Размер шрифта
-
+

Теперь я всё вижу - стр. 14

– Смотри, куда идешь! – цыкнула на меня мама. – Оторвись ты от своей книжки хоть на минутку!

Я так и сделала, сосредоточив внимание на том, какой сорт равиоли нам выбрать к ужину. Я и предположить не могла, что налетела тогда на стенд с печеньем совсем не потому, что любила читать и витать в облаках, а потому, что зрительные клетки моих глаз вырождались. И через десять лет после той истории я снова и снова продолжала прокручивать в мыслях случившееся, одновременно думая о понятии драматической иронии, с которым незадолго до этого познакомилась на лекции по теории театрального искусства. Будучи счастливым ребенком, избавленным от каких бы то ни было физических недостатков, я так сочувствовала Хелен, так переживала за нее. А теперь оказалось, что той девочкой с повязкой на глазах была я сама.

Все происшествия, случавшиеся со мной за прожитые годы, – когда я разбивала лоб о фонарные столбы, ударялась голенями о кофейные столики, спотыкалась о пожарные гидранты, – объяснялись, оказывается, отнюдь не ветром в голове или беспечностью. Они объяснялись тем, что уже к тому времени мое поле зрения составляло лишь треть от поля зрения нормального человека: вместо того чтобы видеть перед собой мир на 180 градусов, я видела лишь узкий сектор в центре поля зрения шириной не более 60 градусов. У меня на глазах были невидимые шоры, которые ограничивали поле зрения не только по сторонам, но также сверху и снизу, да еще добавьте к этому странные пятна посредине. И в лучшем случае это все днем, когда светло. А в тускло освещенных местах и по вечерам мои глаза дополнительно накрывала своего рода темная вуаль, которую нельзя было снять.

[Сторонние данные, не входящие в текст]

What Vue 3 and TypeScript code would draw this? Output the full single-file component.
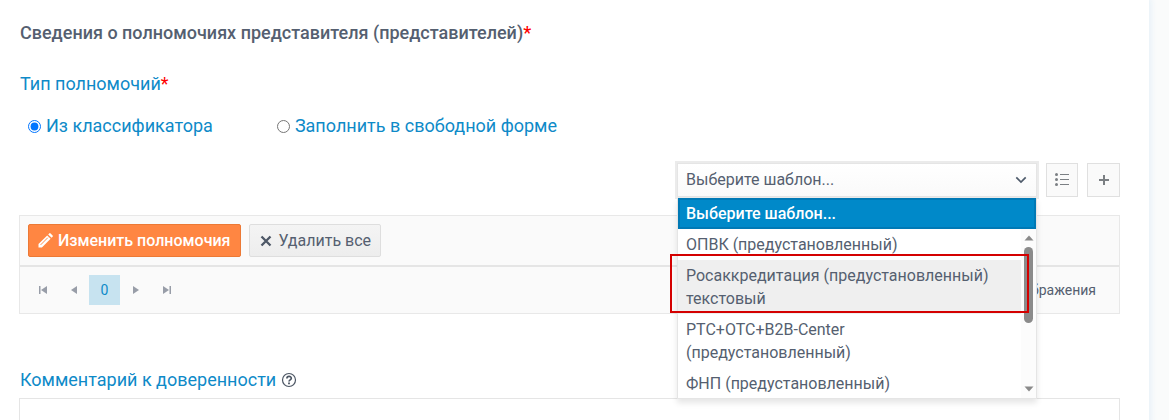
<script setup lang="ts">
import { ref } from 'vue'

interface Template {
  id: string
  name: string
}

const templates: Template[] = [
  { id: 'opvk', name: 'ОПВК (предустановленный)' },
  { id: 'rosakkr', name: 'Росаккредитация (предустановленный) текстовый' },
  { id: 'rts', name: 'РТС+ОТС+B2B-Center (предустановленный)' },
  { id: 'fnp', name: 'ФНП (предустановленный)' },
]

const kind = ref<'classifier' | 'free'>('classifier')
const template = ref('')
const hovered = ref('rosakkr')
const comment = ref('')
</script>

<template>
  <div class="page">
    <main class="sheet">
      <h2 class="title">Сведения о полномочиях представителя (представителей)<span class="req">*</span></h2>

      <fieldset class="kinds">
        <legend class="label">Тип полномочий<span class="req">*</span></legend>
        <div class="radios">
          <label class="radio"><input v-model="kind" type="radio" name="kind" value="classifier" />Из классификатора</label>
          <label class="radio"><input v-model="kind" type="radio" name="kind" value="free" />Заполнить в свободной форме</label>
        </div>
      </fieldset>

      <div class="picker-row">
        <div class="picker">
          <select v-model="template" class="select" aria-label="Шаблон">
            <option value="">Выберите шаблон...</option>
            <option v-for="t in templates" :key="t.id" :value="t.id">{{ t.name }}</option>
          </select>
          <svg class="chevron" viewBox="0 0 12 8" width="12" height="8"><path d="M1.3 1.3 6 6l4.700-4.700" fill="none" stroke="#4f5b6b" stroke-width="1.700" /></svg>
          <div class="menu">
            <div class="option chosen">Выберите шаблон...</div>
            <div class="scroller">
              <div class="options">
                <div
                  v-for="t in templates"
                  :key="t.id"
                  class="option"
                  :class="{ hovered: hovered === t.id }"
                  @mouseenter="hovered = t.id"
                >{{ t.name }}</div>
              </div>
              <div class="scrollbar">
                <svg viewBox="0 0 10 6" width="10" height="6"><path d="M5 0.500 9.500 5.500h-9z" fill="#8a8a8a" /></svg>
                <div class="thumb"></div>
                <svg viewBox="0 0 10 6" width="10" height="6"><path d="M5 5.500 9.500 0.500h-9z" fill="#8a8a8a" /></svg>
              </div>
            </div>
          </div>
          <div class="marker"></div>
        </div>
        <button class="square" type="button" aria-label="Список">
          <svg viewBox="0 0 16 14" width="16" height="14">
            <g fill="#7b7f83"><circle cx="2.500" cy="1.500" r="1.500" /><circle cx="2.500" cy="6.500" r="1.500" /><circle cx="2.500" cy="11.500" r="1.500" /></g>
            <path d="M6 1.500h9M6 6.500h9M6 11.500h9" stroke="#7b7f83" />
          </svg>
        </button>
        <button class="square" type="button" aria-label="Добавить">
          <svg viewBox="0 0 12 12" width="12" height="12"><path d="M6 1v10M1 6h10" stroke="#7b7f83" stroke-width="2" /></svg>
        </button>
      </div>

      <section class="grid">
        <div class="toolbar">
          <button class="btn primary" type="button">
            <svg viewBox="0 0 15 15" width="15" height="15">
              <path d="M0.500 14.500v-3.400L9.200 2.400l3.400 3.400-8.700 8.700zM10.200 1.400l1-1q.7-.6 1.400 0l2 2q.6.700 0 1.400l-1 1z" fill="#fff" />
              <path d="M2.600 11.900 9.800 4.700" stroke="#ff8a45" stroke-width="1" />
            </svg>
            Изменить полномочия
          </button>
          <button class="btn" type="button">
            <svg viewBox="0 0 12 12" width="12" height="12"><path d="m1.500 1.500 9 9M10.500 1.500l-9 9" stroke="#4d5766" stroke-width="2.300" /></svg>
            Удалить все
          </button>
        </div>
        <div class="pager">
          <button class="page-btn" type="button" aria-label="Первая"><svg viewBox="0 0 8 8" width="8" height="8"><path d="M0 0h1.500v8H0zM8 0v8L2 4z" fill="#989da8" /></svg></button>
          <button class="page-btn" type="button" aria-label="Назад"><svg viewBox="0 0 8 8" width="8" height="8"><path d="M7 0v8L1 4z" fill="#989da8" /></svg></button>
          <button class="page-btn current" type="button">0</button>
          <button class="page-btn" type="button" aria-label="Вперёд"><svg viewBox="0 0 8 8" width="8" height="8"><path d="M1 0v8l6-4z" fill="#989da8" /></svg></button>
          <button class="page-btn" type="button" aria-label="Последняя"><svg viewBox="0 0 8 8" width="8" height="8"><path d="M6.500 0H8v8H6.500zM0 0v8l6-4z" fill="#989da8" /></svg></button>
          <span class="empty">отображения</span>
        </div>
      </section>

      <div class="comment-label">
        <label class="label" for="comment">Комментарий к доверенности</label>
        <svg viewBox="0 0 16 16" width="16" height="16">
          <circle cx="8" cy="8" r="6.500" fill="none" stroke="#4b5563" stroke-width="1.200" />
          <path d="M5.900 6.500c0-2.800 4.400-2.700 4.400-.2C10.300 8 8 7.800 8 9.600" fill="none" stroke="#4b5563" stroke-width="1.700" />
          <path d="M7.100 10.500h1.800v1.700H7.100z" fill="#4b5563" />
        </svg>
      </div>
      <textarea id="comment" v-model="comment" class="comment"></textarea>
    </main>
  </div>
</template>

<style>
body {
  background: #fafbfb;
}
</style>

<style scoped>
.page {
  box-sizing: border-box;
  height: 100vh;
  overflow: hidden;
  padding-right: 20px;
  font: 16px/23px Roboto, "Liberation Sans", sans-serif;
  color: #555f70;
}
.page * {
  box-sizing: border-box;
}
.sheet {
  min-height: 100%;
  padding: 20px 29px 0 19px;
  background: #fff;
  box-shadow: 0 0 6px 2px #e6f0f8;
}
.title {
  margin: 0;
  padding-left: 1px;
  font-size: 18px;
  line-height: 26px;
  font-weight: 500;
}
.req {
  color: #f00;
}
.kinds {
  margin: 25px 0 0;
  padding: 0 0 0 1px;
  border: 0;
}
.label {
  padding: 0;
  font-size: 18px;
  line-height: 26px;
  color: #0e8ac8;
}
.radios {
  display: flex;
  gap: 64px;
  padding-left: 8px;
  margin-top: 16px;
}
.radio {
  display: flex;
  align-items: center;
  gap: 5px;
  font-size: 18px;
  line-height: 26px;
  color: #0e8ac8;
}
.radio input {
  width: 13px;
  height: 13px;
  margin: 0;
}
.picker-row {
  display: flex;
  justify-content: flex-end;
  gap: 9px;
  margin-top: 24px;
}
.picker {
  position: relative;
  width: 360px;
}
.select {
  display: block;
  width: 100%;
  height: 34px;
  padding: 0 8px 2px;
  border: 1px solid #e5e5e5;
  border-radius: 0;
  outline: 2px solid #ebebeb;
  background: linear-gradient(#fff, #fafafa);
  appearance: none;
  font: inherit;
  color: inherit;
}
.chevron {
  position: absolute;
  top: 13px;
  right: 10px;
  pointer-events: none;
}
.menu {
  position: absolute;
  z-index: 1;
  top: 35px;
  left: 0;
  width: 100%;
  border: 1px solid #e5e5e5;
  border-top: 0;
  background: #fff;
  box-shadow: 0 4px 6px rgba(0, 0, 0, 0.1);
}
.option {
  padding: 4px 8px;
}
.option.chosen {
  padding: 2px 6px;
  border: 2px solid #0079b5;
  background: #0089c9;
  color: #fff;
  font-weight: 500;
}
.option.hovered {
  background: #efefef;
}
.scroller {
  display: flex;
  height: 169px;
  overflow: hidden;
}
.options {
  flex: 1;
}
.scrollbar {
  display: flex;
  flex-direction: column;
  align-items: center;
  width: 15px;
  padding: 6px 0;
  background: #fcfcfc;
}
.thumb {
  width: 9px;
  height: 76px;
  margin: 6px 0 auto;
  border-radius: 5px;
  background: #8b8b8b;
}
.marker {
  position: absolute;
  z-index: 2;
  top: 91px;
  left: -7px;
  width: 359px;
  height: 59px;
  border: 2px solid #d40000;
  pointer-events: none;
}
.square {
  display: flex;
  align-items: center;
  justify-content: center;
  width: 33px;
  height: 34px;
  padding: 0;
  border: 1px solid #e0e0e0;
  background: #fafafa;
}
.square:first-of-type {
  width: 32px;
}
.grid {
  margin-top: 18px;
  border: 1px solid #e8e8e8;
  background: #fafafa;
}
.toolbar {
  display: flex;
  gap: 8px;
  padding: 8px;
  border-bottom: 2px solid #e5e5e5;
}
.btn {
  display: flex;
  align-items: center;
  gap: 6px;
  height: 33px;
  padding: 0 9px 0 10px;
  border: 1px solid #dedede;
  border-radius: 2px;
  background: linear-gradient(#f4f4f4, #ededed);
  font: inherit;
  color: inherit;
}
.btn.primary {
  gap: 5px;
  padding: 0 10px 0 9px;
  border-color: #ec7935;
  background: #ff8642;
  color: #fff;
  font-weight: 500;
}
.pager {
  display: flex;
  align-items: center;
  padding: 8px 23px 8px 7px;
  font-size: 14px;
}
.page-btn {
  display: flex;
  align-items: center;
  justify-content: center;
  width: 31px;
  height: 30px;
  padding: 0;
  border: 0;
  background: none;
  font: inherit;
}
.page-btn.current {
  background: #c7e3f0;
  color: #0e8ac8;
}
.empty {
  margin-left: auto;
}
.comment-label {
  display: flex;
  align-items: center;
  gap: 5px;
  margin-top: 53px;
  padding-left: 1px;
}
.comment {
  display: block;
  width: 100%;
  height: 80px;
  margin-top: 5px;
  padding: 8px;
  border: 1px solid #e5e5e5;
  resize: none;
  font: inherit;
  color: inherit;
}
</style>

Мне не нравилось это переосмысленное, переписанное прошлое. Оно отдавало сентиментальностью и претенциозностью. Мне больше нравился оригинал, где я выступала в роли легкомысленной блондинки, потому что в оригинальной истории все оборачивалось благополучно. В новой же версии истории, где непонятная болезнь выедала дырки в моем поле зрения, как мышь выгрызает дырки в ломтике сыра, все оборачивалось не так, как хотелось бы. У меня нежданно-негаданно попросту сперли счастливую концовку.

В течение нескольких недель после диагноза я отчаянно старалась жить прежней жизнью, чтобы поддержать моральный дух в семье, но это было лишь снаружи; внутри же большую часть времени я предавалась раздумьям о том, что же все-таки произошло в кабинете доктора Холла. Что меняла эта новая информация в правилах игры под названием жизнь? Что она означала для моего будущего? Доктор Холл что-то говорил о том, что мне придется изменить свою жизнь, но черт меня подери, если я знала, какие именно перемены он имел в виду. Может, я должна попарно соединять булавкой носки, перед тем как бросать их в стиральную машину? Учить азбуку Брайля? Чем вообще слепые занимаются? Из того, что я усвоила за девятнадцать лет своей жизни, вариантов было три: сочинять эпические поэмы (Гомер/ Мильтон), сочинять музыку (Рэй Чарльз/Стиви Уандер) и торговать на улице карандашами (бездомные). Выбор небогатый.